Whether the person was a minor
when they began living in Australia
- I
am satisfied that as Mr Wanyoike was 42 years old when he arrived in Australia,
this head does not assist.
The length of time that the person
has been ordinarily resident in Australia prior to engaging in criminal activity
or other relevant
conduct
- Mr
Wanyoike has been in Australia since 2002. He was first charged with
“common assault”, and “destroy or damage
property” in 2003. When the matters were heard in March 2004, the
Local Court in Newcastle did not convict Mr Wanyoike, but put him on a good
behaviour bond for 12 months.
- The
Respondent referred in its submissions to paragraph 10.(3)(1), noting that more
favourable consideration is to be given the longer
the person has been
ordinarily resident in Australia prior to engaging in criminal activity.
- I
am satisfied that Mr Wanyoike offended less than two years after his arrival in
Australia, but am satisfied as I have stated above,
that his main stressors have
now been addressed, and that the considerations in paragraph 10.(3)(1) should
therefore be given less
weight than they otherwise might in the light of a
finding above of a low risk of recidivism.
Relevant
international obligations, including but not limited to:
(a) the best interests of the child, as described in the Convention on the
Rights of the Child (CROC); and
(b) the non-refoulement obligations contained in the Convention and the
Protocol Relating to the Status of Refugees (the Refugees
Convention), the
International Covenant on Civil and Political Rights (ICCPR) and the Convention
Against Torture and Other Cruel,
Inhuman or Degrading Treatment or Punishment
(CAT).
- It
was agreed by the parties, and I accept that paragraph 10.(1)(d)(b) is not
relevant to this case. However paragraph 10.(1)(d)(a),
the best interests of
the child, are very relevant.
- Mr
Poynder’s submissions were as follows:
“This factor is again overwhelmingly favourable to the applicant. He
has a 5 year old son, Max, with whom he has now established
regular contact.
There is nothing to displace the presumption - in par 10.4.1(4) - that
Max’s best interests will best be served
by the applicant remaining in
Australia to continue and develop this relationship.
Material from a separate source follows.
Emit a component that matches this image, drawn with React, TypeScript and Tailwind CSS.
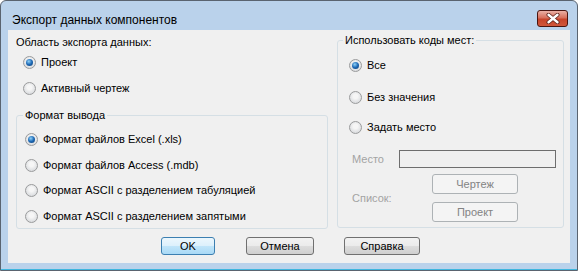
import React from 'react';

const Radio = ({ checked }: { checked?: boolean }) => (
  <span className="w-[13px] h-[13px] shrink-0 rounded-full border border-[#9a9b9c] bg-[radial-gradient(circle_at_50%_40%,#f6f6f6_25%,#cdd0d4)] flex items-center justify-center">
    {checked && (
      <span className="w-[7px] h-[7px] rounded-full bg-[radial-gradient(circle_at_40%_35%,#8fd2f8,#1d68b5_50%,#0c3b6d)]" />
    )}
  </span>
);

const RadioRow = ({ label, checked, className }: { label: string; checked?: boolean; className: string }) => (
  <div className={'flex items-center h-[20px] ' + className}>
    <Radio checked={checked} />
    <span className="ml-[5px] leading-[14px]">{label}</span>
  </div>
);

const Btn = ({ label, w, primary }: { label: string; w: string; primary?: boolean }) => (
  <button
    className={
      'h-[18px] rounded-[3px] border leading-[14px] text-black ' +
      w +
      (primary
        ? ' border-[#3c7fb1] bg-[linear-gradient(#ecf7fd,#dcf0fc_50%,#c1e5fa_50%,#a9d9f6)]'
        : ' border-[#707070] bg-[linear-gradient(#f2f2f2,#ebebeb_50%,#dddddd_50%,#cfcfcf)]')
    }
  >
    {label}
  </button>
);

const DisabledBtn = ({ label }: { label: string }) => (
  <button className="w-[86px] h-[20px] rounded-[3px] border border-[#adb2b5] bg-[#f4f4f4] text-[#838383] leading-[14px]">
    {label}
  </button>
);

export default function App() {
  return (
    <div className="w-[578px] h-[271px] flex flex-col bg-[#bad2eb] border border-[#5a6470] rounded-t-[6px] text-[11px] text-black font-['Liberation_Sans',Arial,sans-serif]">
      {/* title bar */}
      <div className="h-[29px] flex items-start justify-between pl-[11px] pr-[9px]">
        <span className="mt-[12px] text-[12px] leading-[14px]">Экспорт данных компонентов</span>
        <button className="mt-[9px] w-[31px] h-[17px] rounded-[3px] border border-[#4a1510] bg-[linear-gradient(#eab0a5,#d8705c_45%,#c7442b_55%,#d0573b)] flex items-center justify-center">
          <svg width="14" height="11" viewBox="0 0 14 11">
            <path d="M2.5 1.8 L11.5 9.2 M11.5 1.8 L2.5 9.2" stroke="#5b2018" strokeWidth="4" strokeLinecap="round" />
            <path d="M2.5 1.8 L11.5 9.2 M11.5 1.8 L2.5 9.2" stroke="#ffffff" strokeWidth="2.4" strokeLinecap="round" />
          </svg>
        </button>
      </div>

      {/* client area */}
      <div className="mx-[7px] h-[233px] bg-[#f0f0f0] flex flex-col">
        <div className="flex pl-[8px]">
          {/* left column */}
          <div className="w-[312px] flex flex-col pt-[5px]">
            <div className="leading-[14px]">Область экспорта данных:</div>
            <RadioRow className="mt-[3px] pl-[7px]" label="Проект" checked />
            <RadioRow className="mt-[6px] pl-[7px]" label="Активный чертеж" />
            <fieldset className="mt-[10px] h-[121px] border border-[#d5dfe5] rounded-[3px]">
              <legend className="ml-[6px] px-[2px] leading-[14px]">Формат вывода</legend>
              <div className="flex flex-col pl-[8px]">
                <RadioRow className="mt-[7px]" label="Формат файлов Excel (.xls)" checked />
                <RadioRow className="mt-[6px]" label="Формат файлов Access (.mdb)" />
                <RadioRow className="mt-[5px]" label="Формат ASCII с разделением табуляцией" />
                <RadioRow className="mt-[6px]" label="Формат ASCII с разделением запятыми" />
              </div>
            </fieldset>
          </div>

          {/* right column */}
          <fieldset className="ml-[9px] mt-[3px] w-[227px] h-[195px] border border-[#d5dfe5] rounded-[3px]">
            <legend className="ml-[5px] px-[2px] leading-[14px]">Использовать коды мест:</legend>
            <div className="flex flex-col pl-[11px] pr-[7px]">
              <RadioRow className="mt-[8px]" label="Все" checked />
              <RadioRow className="mt-[12px]" label="Без значения" />
              <RadioRow className="mt-[10px]" label="Задать место" />
              <div className="mt-[13px] flex items-center h-[18px]">
                <span className="ml-[3px] w-[47px] text-[#a3a3a3] leading-[14px]">Место</span>
                <div className="flex-1 h-[18px] border border-[#6e6e6e] bg-[#f0f0f0]" />
              </div>
              <div className="mt-[6px] flex items-center">
                <span className="ml-[3px] w-[80px] text-[#a3a3a3] leading-[14px]">Список:</span>
                <div className="flex flex-col gap-[8px]">
                  <DisabledBtn label="Чертеж" />
                  <DisabledBtn label="Проект" />
                </div>
              </div>
            </div>
          </fieldset>
        </div>

        {/* dialog buttons */}
        <div className="mt-[8px] flex pl-[153px]">
          <Btn label="OK" w="w-[54px]" primary />
          <div className="ml-[31px]">
            <Btn label="Отмена" w="w-[68px]" />
          </div>
          <div className="ml-[30px]">
            <Btn label="Справка" w="w-[76px]" />
          </div>
        </div>
      </div>
      <div className="flex-1 border-b border-[#3fb6de]" />
    </div>
  );
}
This is strongly reinforced
by the evidence of
Max’s mother, as well as his grandmother, Ms Margot
Krippner, (G-documents p109), and other people familiar with the
applicant’s relationship with Max (G-documents p125.)
A consideration of the other factors set out in par 10.4.1.5(a)-(o) of
Direction 41 also emphasises the importance of Max’s
relationship with the
applicant:
(a) Under par 10.4.1(5)(a), the applicant has parental rights and
regular and meaningful contact with Max.
(b) Under par 10.4.1(5)(b), while there have been “gaps” in the
relationship between Max and the applicant, since December
2008 - and
particularly since the applicant’s release from remand on 3 March 2009 -
the relationship has been unbroken and
ongoing, and all the evidence is that
this has been greatly to the benefit of Max.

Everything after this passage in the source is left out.